Le hasard heureux s’ajouta à la fête, deux jours après, je découvrais avec grand plaisir un petit livre, Le Maître de La Tour-du-Pin, il racontait l’histoire d’un tableau et du chemin d’apprentissage et de la vie de son auteur au début du XVIème. Les secrets d’atelier étaient transmis aux apprentis et aux compagnons qui travaillaient sous l’autorité d’un maître. Des différences existaient entre le nord et le sud de l’Europe et c’est pourquoi les disciples voyageaient d’une ville à l’autre, d’un pays à l’autre, avec des recommandations…

J’ai aimé cette réflexion sur les mains,  j’ai aimé celles-ci dans le tableau de Brea tout comme j’ai aimé ses visages d’une intense beauté… La presse locale racontait à ce propos que Ludovic Brea avait perdu l’amour de sa vie lors d’une épidémie de peste, dans nombre de ses tableaux était représenté le visage de celle-ci…

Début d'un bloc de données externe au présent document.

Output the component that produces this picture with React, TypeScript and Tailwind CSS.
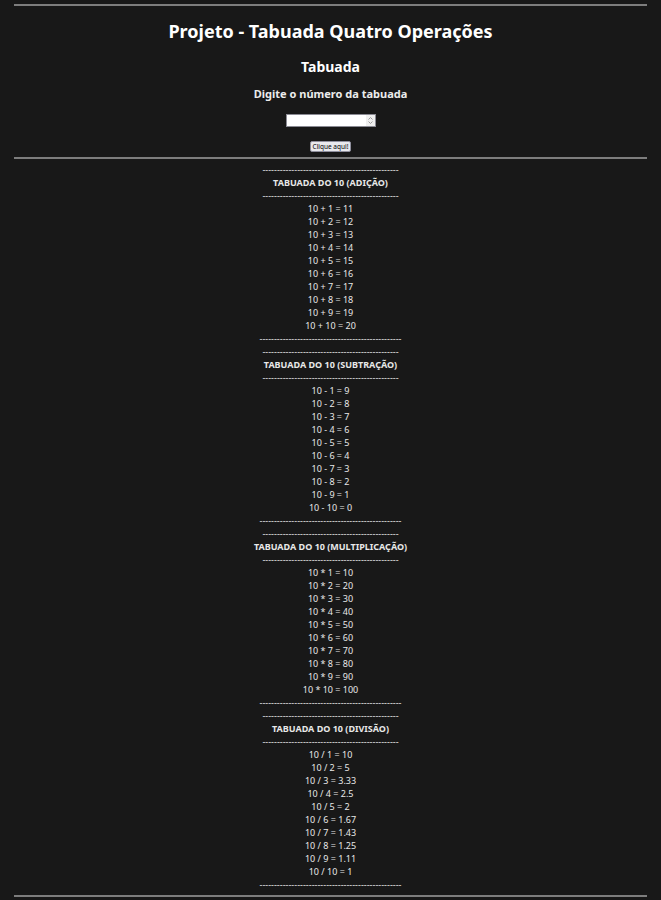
const n = 10;

const ops = [
  { titulo: "ADIÇÃO", sinal: "+", calc: (a: number, b: number) => a + b },
  { titulo: "SUBTRAÇÃO", sinal: "-", calc: (a: number, b: number) => a - b },
  { titulo: "MULTIPLICAÇÃO", sinal: "*", calc: (a: number, b: number) => a * b },
  { titulo: "DIVISÃO", sinal: "/", calc: (a: number, b: number) => Number((a / b).toFixed(2)) },
];

const dashShort = "-".repeat(47);
const dashLong = "-".repeat(49);

function Secao({ titulo, sinal, calc }: (typeof ops)[number]) {
  return (
    <div className="flex h-[182px] flex-col items-center overflow-hidden text-[9px] leading-[13px] text-[#e8e8e8]">
      <p className="h-[13px] shrink-0">{dashShort}</p>
      <p className="h-[13px] shrink-0 font-bold">TABUADA DO {n} ({titulo})</p>
      <p className="h-[13px] shrink-0">{dashShort}</p>
      {Array.from({ length: 10 }, (_, i) => (
        <p key={i} className="h-[13px] shrink-0">
          {n} {sinal} {i + 1} = {calc(n, i + 1)}
        </p>
      ))}
      <p className="h-[13px] shrink-0">{dashLong}</p>
    </div>
  );
}

export default function App() {
  return (
    <div
      className="min-h-[900px] bg-[#181818] text-white pt-[4px]"
      style={{ fontFamily: '"Noto Sans", "Open Sans", sans-serif' }}
    >
      <hr className="mx-[14px] border-t-[2px] border-[#7d7d7d]" />
      <div className="flex flex-col items-center">
        <h1 className="mt-[12px] h-[26px] text-[18px] font-bold leading-[26px]">
          Projeto - Tabuada Quatro Operações
        </h1>
        <h2 className="mt-[13px] h-[20px] text-[14px] font-bold leading-[20px]">Tabuada</h2>
        <p className="mt-[9px] h-[16px] text-[11px] font-bold leading-[16px] text-[#ececec]">
          Digite o número da tabuada
        </p>
        <div className="mt-[12px] flex h-[13px] w-[90px] border border-[#8a8a93] bg-white">
          <div className="flex-1" />
          <div className="flex w-[9px] items-center justify-center bg-[#efefef]">
            <svg width="5" height="9" viewBox="0 0 5 9" fill="none" stroke="#9a9a9a" strokeWidth="1">
              <path d="M0.5 3.5 L2.5 1.5 L4.5 3.5" />
              <path d="M0.5 5.5 L2.5 7.5 L4.5 5.5" />
            </svg>
          </div>
        </div>
        <button
          type="button"
          className="mt-[14px] h-[11px] rounded-[2px] border border-[#8f8f9d] bg-[#e9e9ed] px-[2px] text-[6.5px] leading-[9px] text-black"
        >
          Clique aqui!
        </button>
      </div>
      <hr className="mx-[14px] mt-[5px] border-t-[2px] border-[#7d7d7d]" />
      <div className="mt-[4px] flex flex-col">
        {ops.map((op) => (
          <Secao key={op.titulo} {...op} />
        ))}
      </div>
      <hr className="mx-[14px] mt-[4px] border-t-[2px] border-[#7d7d7d]" />
    </div>
  );
}
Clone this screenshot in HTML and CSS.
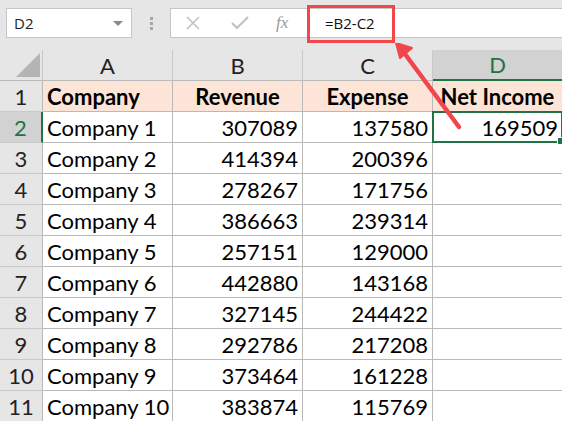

Il y a d’amusantes coïncidences entre l’histoire narrée dans ce livre et celle de ce maître niçois !

Comme dans nos vies, non ?

Extrait de : « Le Maître de La Tour-du-Pin »  1988  Jan Laurens Siesling.

Illustration : Polyptyque d’une « Vierge à l’enfant« 

(Église Saint Jean-Baptiste aux Arcs-sur-Argens dans le Var – Image Wikipédia)

Ludovic Brea  1450-1523.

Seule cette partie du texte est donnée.